Tuesday, 12 January 2010

Sucking on Englightenment

I'm noticeably lacking in the yoga-photo department, so you'll have to live with the ribbon ladies

This is where I could be super obnoxious and be all 'I've been doing yoga since I was three years old, so take my enlightenment and suck on it, because clearly you are never ever going to catch up with me'. Luckily for both of us that would not be true, and I like to think that if I did write something like that, you all would smack me upside the head.

But there might be illumination. Just perhaps not the kind that you would think of first. And if there's not that then there's a story of sorts.

So, yoga take one:

When I was maybe about three or four my mum starting practising yoga, and obviously I had to join in. I like to think that I did this in an adorable, mother-daughter bonding type way, not in a making my mum wish she kept taking the pill type way.

It is fun, slightly mysterious and I got to spend time with my mummy, which to my three year old self equals sweet.

Yoga take two:

I start accompanying my mum to classes at a local yoga loft. Yoga is not fun, it is Very Serious. Also, pain equals good and you are meant to force yourself into a position, ignoring your body's warning screams of anguish. It is also super competitive: I still remember the outrage and extreme vexation of my self-created rivals in the class when I could do the lotus position and they couldn't. Being able to do more advanced poses made you superior, and how dare this whippersnapper come along and disrupt the hierarchy of who-can-do-what, especially when said whippersnapper isn't even that great at some of the basic poses.

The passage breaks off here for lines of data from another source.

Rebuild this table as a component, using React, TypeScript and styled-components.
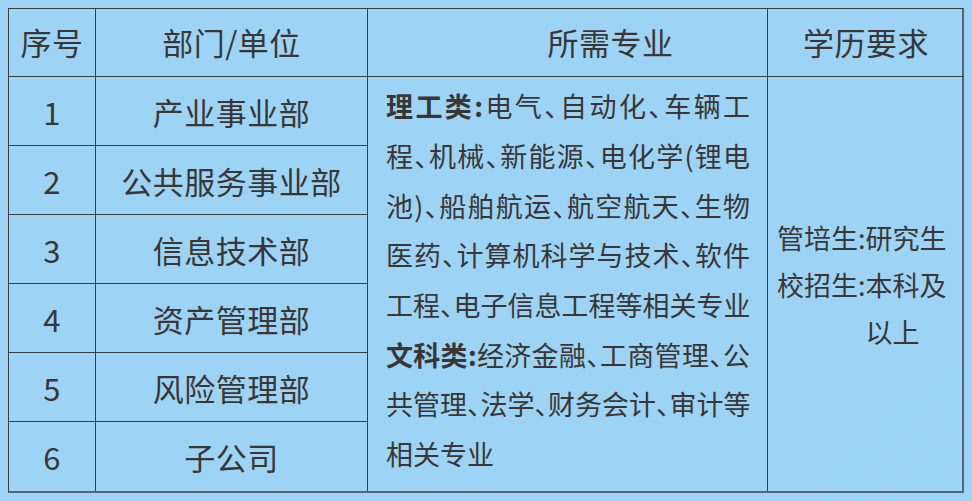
import React from "react";
import styled, { createGlobalStyle } from "styled-components";

const COLORS = {
  bg: "#9dd4f5",
  text: "#3a3636",
  line: "#3b3b3d",
  edge: "#56656f",
  deco: "#8ddcf9",
};

const GlobalStyle = createGlobalStyle`
  html, body {
    margin: 0;
    background: ${COLORS.bg};
  }
  body {
    font-family: "Noto Sans CJK SC", "Noto Sans", sans-serif;
    color: ${COLORS.text};
  }
`;

const Page = styled.div`
  position: relative;
  width: 972px;
  height: 501px;
  padding: 8px;
  box-sizing: border-box;
  overflow: hidden;
`;

const Deco = styled.svg`
  position: absolute;
  left: 780px;
  top: 360px;
  width: 192px;
  height: 141px;
  opacity: 0.8;
  pointer-events: none;
`;

const Table = styled.div`
  position: relative;
  display: grid;
  grid-template-columns: 87px 272px 400px 196px;
  grid-template-rows: 68px repeat(6, minmax(0, 1fr));
  height: 485px;
  box-sizing: border-box;
  border-top: 1.5px solid ${COLORS.line};
  border-left: 1.5px solid ${COLORS.line};
  border-right: 2px solid ${COLORS.edge};
  border-bottom: 2px solid ${COLORS.edge};
`;

const Cell = styled.div<{ $noRight?: boolean; $noBottom?: boolean }>`
  display: flex;
  align-items: center;
  justify-content: center;
  font-size: 31px;
  letter-spacing: 0.5px;
  border-right: ${(p) => (p.$noRight ? "none" : `1.5px solid ${COLORS.line}`)};
  border-bottom: ${(p) => (p.$noBottom ? "none" : `1.5px solid ${COLORS.line}`)};
`;

const HeaderCell = styled(Cell)<{ $shift?: number }>`
  padding-left: ${(p) => (p.$shift ? `${p.$shift}px` : "0")};
  padding-bottom: 3px;
`;

const MajorCell = styled.div`
  grid-column: 3;
  grid-row: 2 / span 6;
  min-height: 0;
  display: flex;
  flex-direction: column;
  justify-content: center;
  padding: 0 17px 8px 18px;
  font-size: 27px;
  line-height: 49.7px;
  border-right: 1.5px solid ${COLORS.line};
`;

const MajorLine = styled.div<{ $justify?: boolean }>`
  white-space: nowrap;
  text-align: ${(p) => (p.$justify ? "justify" : "left")};
  text-align-last: ${(p) => (p.$justify ? "justify" : "left")};
`;

const Punct = styled.span`
  letter-spacing: -0.5em;
`;

const Label = styled.span`
  font-weight: 700;
`;

const DegreeCell = styled.div`
  grid-column: 4;
  grid-row: 2 / span 6;
  min-height: 0;
  display: flex;
  align-items: center;
  padding-left: 9px;
`;

const DegreeList = styled.div`
  display: grid;
  grid-template-columns: auto 83px;
  font-size: 27px;
  line-height: 47px;
`;

const rows = [
  "产业事业部",
  "公共服务事业部",
  "信息技术部",
  "资产管理部",
  "风险管理部",
  "子公司",
];

const majorLines: { label?: string; text: string; justify: boolean }[] = [
  { label: "理工类:", text: "电气、自动化、车辆工", justify: true },
  { text: "程、机械、新能源、电化学(锂电", justify: true },
  { text: "池)、船舶航运、航空航天、生物", justify: true },
  { text: "医药、计算机科学与技术、软件", justify: true },
  { text: "工程、电子信息工程等相关专业", justify: true },
  { label: "文科类:", text: "经济金融、工商管理、公", justify: true },
  { text: "共管理、法学、财务会计、审计等", justify: true },
  { text: "相关专业", justify: false },
];

function withPunct(text: string) {
  return text.split("、").flatMap((part, i) =>
    i === 0 ? [part] : [<Punct key={i}>、</Punct>, part]
  );
}

export default function App() {
  return (
    <Page>
      <GlobalStyle />
      <Deco viewBox="780 360 192 141" fill="none">
        <path d="M826 503 Q875 425 975 368" stroke={COLORS.deco} strokeWidth="2" />
        <path d="M856 503 Q905 445 975 402" stroke={COLORS.deco} strokeWidth="2" />
        <path d="M889 503 Q930 465 975 437" stroke={COLORS.deco} strokeWidth="2" />
        <path d="M932 503 Q952 485 975 470" stroke={COLORS.deco} strokeWidth="2" />
      </Deco>
      <Table>
        <HeaderCell>序号</HeaderCell>
        <HeaderCell>部门/单位</HeaderCell>
        <HeaderCell $shift={86}>所需专业</HeaderCell>
        <HeaderCell $noRight>学历要求</HeaderCell>

        {rows.map((name, i) => (
          <React.Fragment key={name}>
            <Cell style={{ gridColumn: 1, gridRow: i + 2 }} $noBottom={i === rows.length - 1}>
              {i + 1}
            </Cell>
            <Cell style={{ gridColumn: 2, gridRow: i + 2 }} $noBottom={i === rows.length - 1}>
              {name}
            </Cell>
          </React.Fragment>
        ))}

        <MajorCell>
          {majorLines.map((l, i) => (
            <MajorLine key={i} $justify={l.justify}>
              {l.label && <Label>{l.label}</Label>}
              {withPunct(l.text)}
            </MajorLine>
          ))}
        </MajorCell>

        <DegreeCell>
          <DegreeList>
            <span>管培生:</span>
            <span>研究生</span>
            <span>校招生:</span>
            <span>本科及以上</span>
          </DegreeList>
        </DegreeCell>
      </Table>
    </Page>
  );
}
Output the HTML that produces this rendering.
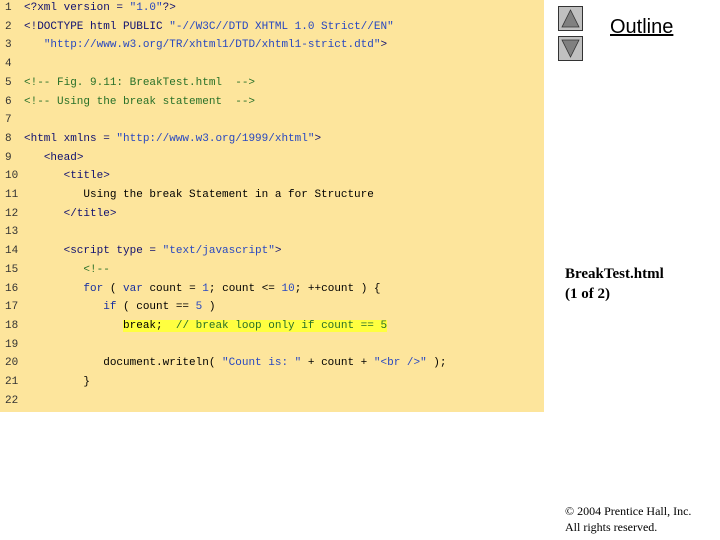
<!DOCTYPE html>
<html><head><style>
body{margin:0;width:720px;height:540px;background:#fff;position:relative;overflow:hidden}
#code{position:absolute;left:0;top:0;width:544px;height:412px;background:#fde59c}
pre{position:absolute;left:0;top:-1px;margin:0;font:11px/18.7px "Liberation Mono",monospace;color:#000;}
.n{display:inline-block;width:24px;padding-left:5px;box-sizing:border-box;color:#333}
.t{color:#101070}.s{color:#2848c0}.c{color:#287028}.k{color:#1830a0}
.hl{background:#ffff40}
.btn{position:absolute;left:558px;width:23px;height:23px;background:#c0c0c0;border:1px solid #333}
#o{position:absolute;left:610px;top:16px;font:20px "Liberation Sans",sans-serif;text-decoration:underline}
.r{position:absolute;left:565px;font-family:"Liberation Serif",serif}
</style></head><body>
<div id="code"><pre><span class="n">1</span><span class="t">&lt;?xml version = </span><span class="s">"1.0"</span><span class="t">?&gt;</span>
<span class="n">2</span><span class="t">&lt;!DOCTYPE html PUBLIC </span><span class="s">"-//W3C//DTD XHTML 1.0 Strict//EN"</span>
<span class="n">3</span>   <span class="s">"http://www.w3.org/TR/xhtml1/DTD/xhtml1-strict.dtd"</span><span class="t">&gt;</span>
<span class="n">4</span>
<span class="n">5</span><span class="c">&lt;!-- Fig. 9.11: BreakTest.html  --&gt;</span>
<span class="n">6</span><span class="c">&lt;!-- Using the break statement  --&gt;</span>
<span class="n">7</span>
<span class="n">8</span><span class="t">&lt;html xmlns = </span><span class="s">"http://www.w3.org/1999/xhtml"</span><span class="t">&gt;</span>
<span class="n">9</span>   <span class="t">&lt;head&gt;</span>
<span class="n">10</span>      <span class="t">&lt;title&gt;</span>
<span class="n">11</span>         Using the break Statement in a for Structure
<span class="n">12</span>      <span class="t">&lt;/title&gt;</span>
<span class="n">13</span>
<span class="n">14</span>      <span class="t">&lt;script type = </span><span class="s">"text/javascript"</span><span class="t">&gt;</span>
<span class="n">15</span>         <span class="c">&lt;!--</span>
<span class="n">16</span>         <span class="k">for</span> ( <span class="k">var</span> count = <span class="s">1</span>; count &lt;= <span class="s">10</span>; ++count ) {
<span class="n">17</span>            <span class="k">if</span> ( count == <span class="s">5</span> )
<span class="n">18</span>               <span class="hl">break;  <span class="c">// break loop only if count == 5</span></span>
<span class="n">19</span>
<span class="n">20</span>            document.writeln( <span class="s">"Count is: "</span> + count + <span class="s">"&lt;br /&gt;"</span> );
<span class="n">21</span>         }
<span class="n">22</span>
</pre></div>
<div class="btn" style="top:6px"><svg width="23" height="23"><polygon points="11.5,3 20,20 3,20" fill="#808080" stroke="#333" stroke-width="0.8"/></svg></div>
<div class="btn" style="top:36px"><svg width="23" height="23"><polygon points="3,3 20,3 11.5,20" fill="#808080" stroke="#333" stroke-width="0.8"/></svg></div>
<div id="o">Outline</div>
<div class="r" style="top:264px;font-size:15px;font-weight:bold;line-height:20px">BreakTest.html<br>(1 of 2)</div>
<div class="r" style="top:503px;font-size:12px;line-height:16px">© 2004 Prentice Hall, Inc.<br>All rights reserved.</div>
</body></html>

As time went by, the levels of superiority and oddness just seemed to get more, well, odd. The superiority wasn't limited to whether or not you could become a human pretzel, it was all about the self-righteous vegetarianism too. It irritated me, and I was vegetarian at the time, so I'm surprised that no-one got bopped on the nose by an infuriated meat eater.

There was also the strange equation between neglecting your appearance, or flouting norms, and spirituality. I don't care whether or not you shave your armpits, but please stop waving them in my face and banging on about it. And no, I don't think not shaving them has any relation to how spiritual you are. Similarly, I also fail to see the link between tramp-like laxity with personal hygiene and spiritual elevation.

A new male teacher wore shorts that were so brief the mouse was truly out of the house when he demonstrated certain poses to his all female class. There were complaints, the owner spoke to him, he refused to wear anything more covering, and continued teaching. Then the owner started telling us about how you didn't need food and could live on light. It will probably not surprise you that this is the point I stopped going to classes and retreated with horror from anything yoga related.

Yoga take 3:

I'm now in China. I often go to the gym at lunch time, and whilst I work out watch the yoga classes taking place. They look like they'd be a good way to relax between my morning and afternoon classes, and although it takes me a few weeks to pluck up the courage, eventually I do.

I can't understand what the teachers or my classmates are saying, and they can't understand me, but I watch, and if I'm getting tangled up the wrong way or need an adjustment, the teacher will come and help me, without making me feel like I'm in danger of dislocating anything vital.

Beginners come clad in tight jeans and t-shirts with unintelligible English slogans and laugh with their friends because they can't do anything. Occasionally only one or two people can glide into postures that I'm sure are defying laws of physics, and possibly anatomy. Everyone else watches, tries to imitate the early steps, and then falls over or goes 'ouch', and we give each other 'omg, we must be crazy to be even trying this' looks.

In one class, the first ten minutes after the meditation is spent doing moving your head from side to side. My friends who are more into lifting weights don't understand how that can even be exercise. It is one of the most relaxing things I've ever done, and afterwards my back muscles ache in a good way.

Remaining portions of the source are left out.